"""
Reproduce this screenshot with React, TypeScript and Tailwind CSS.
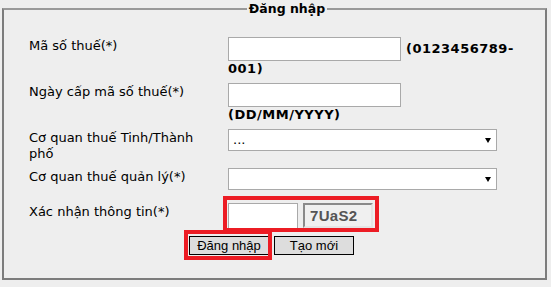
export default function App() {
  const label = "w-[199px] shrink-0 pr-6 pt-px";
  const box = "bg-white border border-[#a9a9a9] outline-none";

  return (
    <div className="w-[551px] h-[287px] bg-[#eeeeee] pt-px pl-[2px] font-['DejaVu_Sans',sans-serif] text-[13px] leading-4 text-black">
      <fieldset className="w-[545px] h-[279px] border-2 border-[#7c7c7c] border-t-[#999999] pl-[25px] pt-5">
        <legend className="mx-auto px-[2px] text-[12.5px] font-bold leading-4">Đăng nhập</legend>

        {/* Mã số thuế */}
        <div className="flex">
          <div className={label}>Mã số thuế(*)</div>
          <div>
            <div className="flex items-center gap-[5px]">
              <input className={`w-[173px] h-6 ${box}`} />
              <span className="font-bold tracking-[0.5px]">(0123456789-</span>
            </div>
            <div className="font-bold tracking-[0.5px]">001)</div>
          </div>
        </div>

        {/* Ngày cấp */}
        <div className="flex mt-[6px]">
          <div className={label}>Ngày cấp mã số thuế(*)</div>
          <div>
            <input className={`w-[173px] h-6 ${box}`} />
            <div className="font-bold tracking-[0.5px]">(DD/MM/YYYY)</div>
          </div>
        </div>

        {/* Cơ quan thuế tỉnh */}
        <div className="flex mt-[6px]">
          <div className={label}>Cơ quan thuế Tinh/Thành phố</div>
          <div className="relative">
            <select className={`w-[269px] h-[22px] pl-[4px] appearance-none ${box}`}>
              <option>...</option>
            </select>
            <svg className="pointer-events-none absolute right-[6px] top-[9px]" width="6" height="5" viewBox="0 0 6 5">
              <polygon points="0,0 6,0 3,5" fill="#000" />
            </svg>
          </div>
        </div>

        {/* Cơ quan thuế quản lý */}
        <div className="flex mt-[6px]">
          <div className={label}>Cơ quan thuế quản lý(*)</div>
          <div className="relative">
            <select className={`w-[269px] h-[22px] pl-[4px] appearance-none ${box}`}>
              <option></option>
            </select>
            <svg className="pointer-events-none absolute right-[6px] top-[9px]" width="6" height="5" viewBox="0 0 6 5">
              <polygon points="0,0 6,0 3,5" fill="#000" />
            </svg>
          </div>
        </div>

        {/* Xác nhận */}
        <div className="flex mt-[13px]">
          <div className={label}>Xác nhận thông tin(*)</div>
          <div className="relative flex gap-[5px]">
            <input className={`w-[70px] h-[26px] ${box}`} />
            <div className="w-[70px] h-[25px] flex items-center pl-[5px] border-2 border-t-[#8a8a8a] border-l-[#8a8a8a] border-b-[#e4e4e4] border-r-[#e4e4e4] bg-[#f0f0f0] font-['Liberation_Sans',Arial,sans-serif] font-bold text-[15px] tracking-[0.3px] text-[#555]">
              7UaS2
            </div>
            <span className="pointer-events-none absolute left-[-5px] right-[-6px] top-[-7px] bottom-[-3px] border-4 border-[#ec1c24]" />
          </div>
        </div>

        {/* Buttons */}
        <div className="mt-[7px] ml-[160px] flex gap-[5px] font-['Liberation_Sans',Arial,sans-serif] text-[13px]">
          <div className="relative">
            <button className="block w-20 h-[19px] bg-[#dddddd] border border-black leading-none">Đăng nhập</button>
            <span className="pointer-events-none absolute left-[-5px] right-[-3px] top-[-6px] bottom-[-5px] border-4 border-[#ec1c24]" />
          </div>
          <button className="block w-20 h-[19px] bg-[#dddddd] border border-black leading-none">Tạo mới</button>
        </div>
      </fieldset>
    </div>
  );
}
"""
> **Exercise**:
From the first line of the material down to the line containing "px-[2px] text-[12.5px] font-bold", inclusive, return each line exactly, skipping any picture.

> **Reply**:
Reproduce this screenshot with React, TypeScript and Tailwind CSS.
export default function App() {
  const label = "w-[199px] shrink-0 pr-6 pt-px";
  const box = "bg-white border border-[#a9a9a9] outline-none";

  return (
    <div className="w-[551px] h-[287px] bg-[#eeeeee] pt-px pl-[2px] font-['DejaVu_Sans',sans-serif] text-[13px] leading-4 text-black">
      <fieldset className="w-[545px] h-[279px] border-2 border-[#7c7c7c] border-t-[#999999] pl-[25px] pt-5">
        <legend className="mx-auto px-[2px] text-[12.5px] font-bold leading-4">Đăng nhập</legend>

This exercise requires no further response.